Start EXTRACTED MATERIAL

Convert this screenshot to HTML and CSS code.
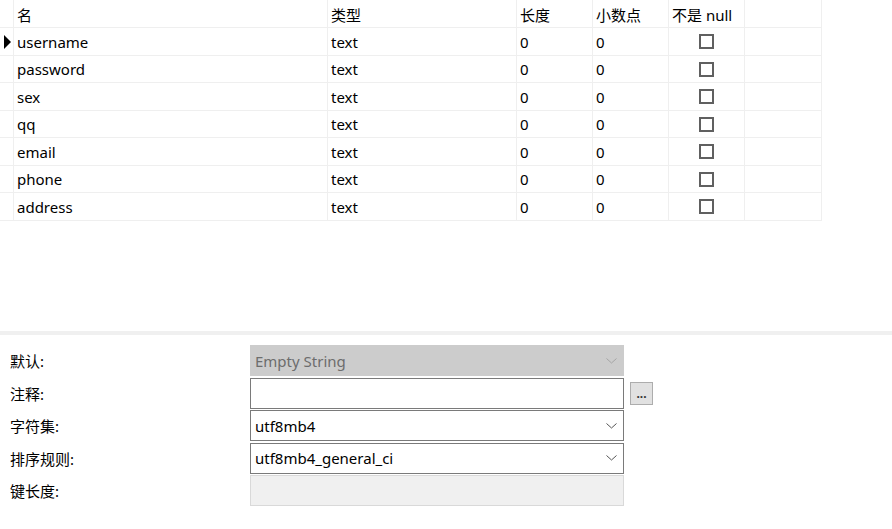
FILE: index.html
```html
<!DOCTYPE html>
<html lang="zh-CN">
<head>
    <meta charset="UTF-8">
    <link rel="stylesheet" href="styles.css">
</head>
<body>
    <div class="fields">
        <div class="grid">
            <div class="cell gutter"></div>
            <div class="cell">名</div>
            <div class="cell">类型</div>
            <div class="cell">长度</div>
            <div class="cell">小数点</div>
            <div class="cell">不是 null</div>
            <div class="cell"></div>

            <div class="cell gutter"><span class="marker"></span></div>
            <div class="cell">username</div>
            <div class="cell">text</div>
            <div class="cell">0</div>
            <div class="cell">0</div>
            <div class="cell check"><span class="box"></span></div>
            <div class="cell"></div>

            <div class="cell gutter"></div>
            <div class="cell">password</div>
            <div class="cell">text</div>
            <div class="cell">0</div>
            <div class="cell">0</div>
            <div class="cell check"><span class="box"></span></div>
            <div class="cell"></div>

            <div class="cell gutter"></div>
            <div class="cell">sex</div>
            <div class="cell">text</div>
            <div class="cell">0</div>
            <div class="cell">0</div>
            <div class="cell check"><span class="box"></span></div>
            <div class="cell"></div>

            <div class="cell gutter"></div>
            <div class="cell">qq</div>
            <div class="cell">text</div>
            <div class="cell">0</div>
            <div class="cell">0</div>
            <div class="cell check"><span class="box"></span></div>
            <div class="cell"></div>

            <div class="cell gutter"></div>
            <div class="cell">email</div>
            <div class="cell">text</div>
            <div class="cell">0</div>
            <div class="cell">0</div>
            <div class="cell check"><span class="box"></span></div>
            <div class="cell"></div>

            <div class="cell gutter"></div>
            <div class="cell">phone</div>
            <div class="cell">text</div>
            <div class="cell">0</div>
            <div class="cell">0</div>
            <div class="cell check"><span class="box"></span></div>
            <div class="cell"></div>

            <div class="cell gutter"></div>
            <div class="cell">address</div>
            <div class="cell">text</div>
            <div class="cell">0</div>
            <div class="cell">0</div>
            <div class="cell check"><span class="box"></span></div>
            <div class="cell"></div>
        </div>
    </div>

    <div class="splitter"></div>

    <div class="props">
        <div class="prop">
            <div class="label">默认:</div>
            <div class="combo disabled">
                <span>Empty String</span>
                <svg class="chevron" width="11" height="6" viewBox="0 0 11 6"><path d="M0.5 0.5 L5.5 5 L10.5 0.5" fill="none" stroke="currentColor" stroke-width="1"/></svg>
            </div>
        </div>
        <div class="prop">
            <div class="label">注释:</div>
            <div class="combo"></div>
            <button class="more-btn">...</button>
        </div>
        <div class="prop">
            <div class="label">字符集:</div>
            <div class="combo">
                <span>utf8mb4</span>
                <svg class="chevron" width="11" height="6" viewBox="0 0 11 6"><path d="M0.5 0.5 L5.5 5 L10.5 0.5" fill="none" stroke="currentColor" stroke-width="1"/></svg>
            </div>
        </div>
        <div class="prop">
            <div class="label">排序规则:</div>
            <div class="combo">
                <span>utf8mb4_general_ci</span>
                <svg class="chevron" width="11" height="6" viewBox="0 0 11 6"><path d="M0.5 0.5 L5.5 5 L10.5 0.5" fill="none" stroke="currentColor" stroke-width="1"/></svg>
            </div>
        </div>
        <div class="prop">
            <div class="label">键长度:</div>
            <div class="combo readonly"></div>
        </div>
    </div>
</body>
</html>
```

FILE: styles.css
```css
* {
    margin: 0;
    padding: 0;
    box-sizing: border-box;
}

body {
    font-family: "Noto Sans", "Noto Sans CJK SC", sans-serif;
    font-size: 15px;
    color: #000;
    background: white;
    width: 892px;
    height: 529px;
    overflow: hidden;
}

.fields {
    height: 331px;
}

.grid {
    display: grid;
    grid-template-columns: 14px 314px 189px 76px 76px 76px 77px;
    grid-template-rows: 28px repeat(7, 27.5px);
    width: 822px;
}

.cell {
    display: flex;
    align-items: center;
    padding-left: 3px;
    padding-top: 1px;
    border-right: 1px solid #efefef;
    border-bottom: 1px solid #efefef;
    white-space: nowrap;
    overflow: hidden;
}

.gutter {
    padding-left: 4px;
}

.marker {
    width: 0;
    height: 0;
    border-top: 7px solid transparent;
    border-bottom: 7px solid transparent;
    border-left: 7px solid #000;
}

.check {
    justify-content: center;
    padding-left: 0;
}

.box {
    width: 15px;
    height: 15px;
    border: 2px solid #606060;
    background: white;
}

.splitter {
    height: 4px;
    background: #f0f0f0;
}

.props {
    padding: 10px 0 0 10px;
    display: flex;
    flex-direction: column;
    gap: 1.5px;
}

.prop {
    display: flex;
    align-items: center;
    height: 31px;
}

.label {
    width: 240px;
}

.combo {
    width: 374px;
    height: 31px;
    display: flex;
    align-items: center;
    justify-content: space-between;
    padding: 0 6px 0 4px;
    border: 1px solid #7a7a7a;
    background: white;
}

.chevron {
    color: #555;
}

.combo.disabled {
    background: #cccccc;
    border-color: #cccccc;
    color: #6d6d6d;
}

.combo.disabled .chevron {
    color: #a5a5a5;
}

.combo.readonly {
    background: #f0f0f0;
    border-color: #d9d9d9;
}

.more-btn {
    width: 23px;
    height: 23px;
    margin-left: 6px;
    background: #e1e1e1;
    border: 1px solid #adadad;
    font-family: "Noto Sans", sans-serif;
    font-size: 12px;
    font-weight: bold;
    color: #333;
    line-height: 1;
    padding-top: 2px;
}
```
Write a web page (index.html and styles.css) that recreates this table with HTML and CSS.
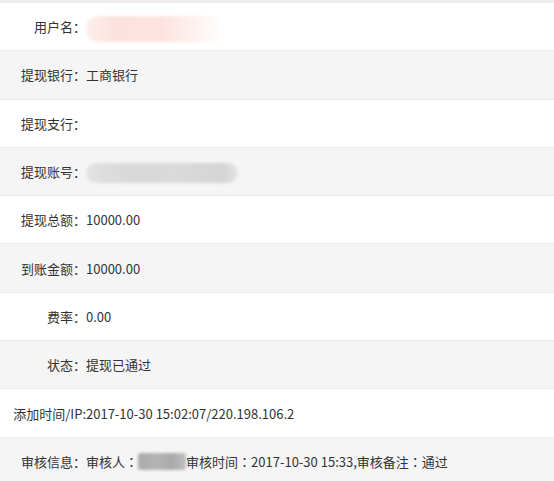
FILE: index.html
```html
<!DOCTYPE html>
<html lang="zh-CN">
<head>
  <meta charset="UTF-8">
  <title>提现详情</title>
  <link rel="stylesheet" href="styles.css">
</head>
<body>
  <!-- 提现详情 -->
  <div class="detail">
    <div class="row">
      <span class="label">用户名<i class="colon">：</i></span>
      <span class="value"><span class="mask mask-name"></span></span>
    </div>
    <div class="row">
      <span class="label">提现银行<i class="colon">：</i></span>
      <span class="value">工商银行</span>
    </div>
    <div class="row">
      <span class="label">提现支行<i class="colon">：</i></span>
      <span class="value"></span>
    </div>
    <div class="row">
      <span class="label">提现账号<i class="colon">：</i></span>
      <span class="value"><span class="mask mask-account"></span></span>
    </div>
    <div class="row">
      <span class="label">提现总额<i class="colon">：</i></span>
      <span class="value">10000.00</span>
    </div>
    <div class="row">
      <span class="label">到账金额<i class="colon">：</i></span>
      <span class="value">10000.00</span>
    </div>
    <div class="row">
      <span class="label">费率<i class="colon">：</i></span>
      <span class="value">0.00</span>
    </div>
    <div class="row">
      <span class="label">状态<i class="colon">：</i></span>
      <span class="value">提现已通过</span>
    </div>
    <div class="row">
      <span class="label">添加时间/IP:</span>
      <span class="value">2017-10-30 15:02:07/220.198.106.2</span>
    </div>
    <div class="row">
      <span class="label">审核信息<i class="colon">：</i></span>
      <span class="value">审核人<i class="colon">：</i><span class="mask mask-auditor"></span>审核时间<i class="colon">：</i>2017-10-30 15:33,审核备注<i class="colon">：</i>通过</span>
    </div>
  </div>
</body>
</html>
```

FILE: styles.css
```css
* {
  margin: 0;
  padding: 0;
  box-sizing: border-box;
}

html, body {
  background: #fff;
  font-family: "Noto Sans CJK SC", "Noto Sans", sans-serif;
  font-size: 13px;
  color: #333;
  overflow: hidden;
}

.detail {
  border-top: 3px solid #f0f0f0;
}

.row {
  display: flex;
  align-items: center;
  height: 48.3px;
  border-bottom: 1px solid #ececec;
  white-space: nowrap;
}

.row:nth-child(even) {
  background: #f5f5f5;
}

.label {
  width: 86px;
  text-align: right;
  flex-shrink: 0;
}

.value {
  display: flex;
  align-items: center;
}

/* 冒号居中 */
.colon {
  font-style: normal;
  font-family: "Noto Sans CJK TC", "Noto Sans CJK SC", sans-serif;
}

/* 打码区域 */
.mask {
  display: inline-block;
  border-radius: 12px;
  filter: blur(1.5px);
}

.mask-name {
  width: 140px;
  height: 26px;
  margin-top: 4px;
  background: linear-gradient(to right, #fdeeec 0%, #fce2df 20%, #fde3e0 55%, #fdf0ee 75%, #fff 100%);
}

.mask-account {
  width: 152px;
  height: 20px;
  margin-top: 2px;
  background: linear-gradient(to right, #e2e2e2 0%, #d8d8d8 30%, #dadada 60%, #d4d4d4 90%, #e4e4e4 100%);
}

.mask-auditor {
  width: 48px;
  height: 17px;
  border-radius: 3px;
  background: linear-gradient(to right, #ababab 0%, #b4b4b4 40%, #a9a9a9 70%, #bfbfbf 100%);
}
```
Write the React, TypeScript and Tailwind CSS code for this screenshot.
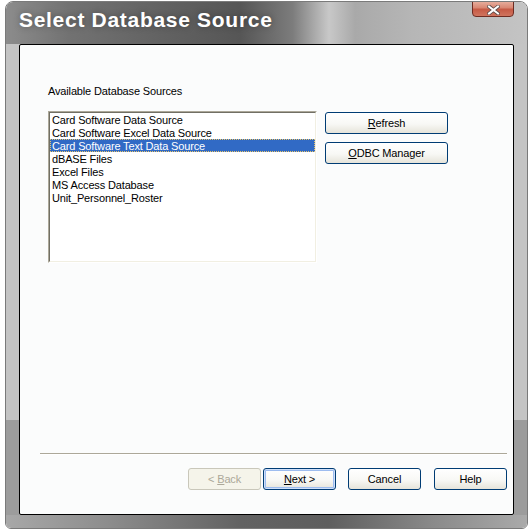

End EXTRACTED MATERIAL

PROBLEM TO SOLVE: Work through the data and report how many of its lines hold the word "screenshot", giving only the figure.

EXPECTED ANSWER: 2